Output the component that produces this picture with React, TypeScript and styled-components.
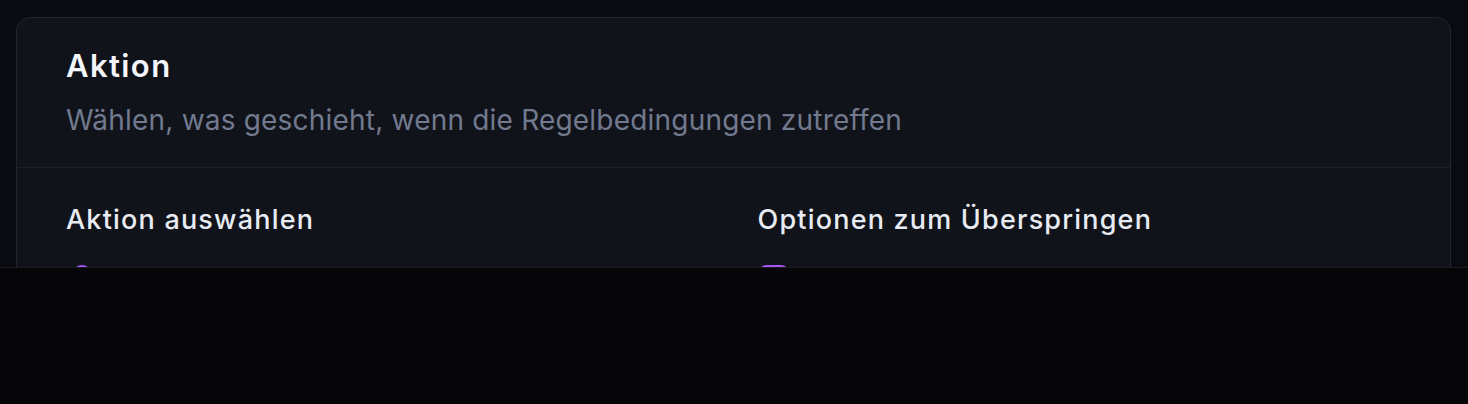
import React from 'react';
import styled, { createGlobalStyle } from 'styled-components';

const GlobalStyle = createGlobalStyle`
  html, body {
    margin: 0;
    padding: 0;
    background: #0a0b10;
    font-family: Inter, 'Liberation Sans', sans-serif;
    overflow: hidden;
  }
`;

const Page = styled.div`
  padding: 17px 17px 0 16px;
  height: 404px;
  box-sizing: border-box;
`;

const Card = styled.section`
  background: #11131b;
  border: 1px solid #23252e;
  border-radius: 14px;
`;

const Header = styled.div`
  padding: 28px 49px 29px;
  border-bottom: 1px solid #1e2029;
`;

const Title = styled.h2`
  margin: 0;
  font-size: 31px;
  line-height: 40px;
  font-weight: 600;
  letter-spacing: 1.4px;
  color: #f4f6fb;
`;

const Subtitle = styled.p`
  margin: 16px 0 0;
  font-size: 28px;
  line-height: 36px;
  letter-spacing: 0.2px;
  color: #717a8e;
`;

const Body = styled.div`
  padding: 34px 49px 32px;
  display: grid;
  grid-template-columns: 1fr 1fr;
  column-gap: 48px;
`;

const Column = styled.div`
  display: flex;
  flex-direction: column;
  gap: 27px;
`;

const Label = styled.h3`
  margin: 0;
  font-size: 27px;
  line-height: 36px;
  font-weight: 500;
  letter-spacing: 1.2px;
  color: #e8ebf2;
`;

const OptionRow = styled.div<{ inset?: boolean }>`
  display: flex;
  align-items: center;
  gap: 12px;
  padding-left: ${(p) => (p.inset ? '6px' : '0')};
`;

const Radio = styled.span`
  width: 20px;
  height: 20px;
  border-radius: 50%;
  border: 2px solid #a855f7;
  box-sizing: border-box;
  display: flex;
  align-items: center;
  justify-content: center;

  &::after {
    content: '';
    width: 10px;
    height: 10px;
    border-radius: 50%;
    background: #a855f7;
  }
`;

const Switch = styled.span<{ on: boolean }>`
  width: 32px;
  height: 18px;
  border-radius: 9px;
  background: ${(p) => (p.on ? '#a855f7' : '#2a2d38')};
`;

const Footer = styled.footer`
  position: fixed;
  left: 0;
  right: 0;
  bottom: 0;
  height: 136px;
  background: #060609;
  border-top: 1px solid #1a1b21;
`;

export default function App() {
  return (
    <>
      <GlobalStyle />
      <Page>
        <Card>
          <Header>
            <Title>Aktion</Title>
            <Subtitle>Wählen, was geschieht, wenn die Regelbedingungen zutreffen</Subtitle>
          </Header>
          <Body>
            <Column>
              <Label>Aktion auswählen</Label>
              <OptionRow inset>
                <Radio />
              </OptionRow>
            </Column>
            <Column>
              <Label>Optionen zum Überspringen</Label>
              <OptionRow>
                <Switch on />
              </OptionRow>
            </Column>
          </Body>
        </Card>
      </Page>
      <Footer />
    </>
  );
}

····················

* _WORK TO DO_
Make an exact reproduction of the listing above, without any pictures.

* _EXERCISE SOLUTION_
Output the component that produces this picture with React, TypeScript and styled-components.
import React from 'react';
import styled, { createGlobalStyle } from 'styled-components';

const GlobalStyle = createGlobalStyle`
  html, body {
    margin: 0;
    padding: 0;
    background: #0a0b10;
    font-family: Inter, 'Liberation Sans', sans-serif;
    overflow: hidden;
  }
`;

const Page = styled.div`
  padding: 17px 17px 0 16px;
  height: 404px;
  box-sizing: border-box;
`;

const Card = styled.section`
  background: #11131b;
  border: 1px solid #23252e;
  border-radius: 14px;
`;

const Header = styled.div`
  padding: 28px 49px 29px;
  border-bottom: 1px solid #1e2029;
`;

const Title = styled.h2`
  margin: 0;
  font-size: 31px;
  line-height: 40px;
  font-weight: 600;
  letter-spacing: 1.4px;
  color: #f4f6fb;
`;

const Subtitle = styled.p`
  margin: 16px 0 0;
  font-size: 28px;
  line-height: 36px;
  letter-spacing: 0.2px;
  color: #717a8e;
`;

const Body = styled.div`
  padding: 34px 49px 32px;
  display: grid;
  grid-template-columns: 1fr 1fr;
  column-gap: 48px;
`;

const Column = styled.div`
  display: flex;
  flex-direction: column;
  gap: 27px;
`;

const Label = styled.h3`
  margin: 0;
  font-size: 27px;
  line-height: 36px;
  font-weight: 500;
  letter-spacing: 1.2px;
  color: #e8ebf2;
`;

const OptionRow = styled.div<{ inset?: boolean }>`
  display: flex;
  align-items: center;
  gap: 12px;
  padding-left: ${(p) => (p.inset ? '6px' : '0')};
`;

const Radio = styled.span`
  width: 20px;
  height: 20px;
  border-radius: 50%;
  border: 2px solid #a855f7;
  box-sizing: border-box;
  display: flex;
  align-items: center;
  justify-content: center;

  &::after {
    content: '';
    width: 10px;
    height: 10px;
    border-radius: 50%;
    background: #a855f7;
  }
`;

const Switch = styled.span<{ on: boolean }>`
  width: 32px;
  height: 18px;
  border-radius: 9px;
  background: ${(p) => (p.on ? '#a855f7' : '#2a2d38')};
`;

const Footer = styled.footer`
  position: fixed;
  left: 0;
  right: 0;
  bottom: 0;
  height: 136px;
  background: #060609;
  border-top: 1px solid #1a1b21;
`;

export default function App() {
  return (
    <>
      <GlobalStyle />
      <Page>
        <Card>
          <Header>
            <Title>Aktion</Title>
            <Subtitle>Wählen, was geschieht, wenn die Regelbedingungen zutreffen</Subtitle>
          </Header>
          <Body>
            <Column>
              <Label>Aktion auswählen</Label>
              <OptionRow inset>
                <Radio />
              </OptionRow>
            </Column>
            <Column>
              <Label>Optionen zum Überspringen</Label>
              <OptionRow>
                <Switch on />
              </OptionRow>
            </Column>
          </Body>
        </Card>
      </Page>
      <Footer />
    </>
  );
}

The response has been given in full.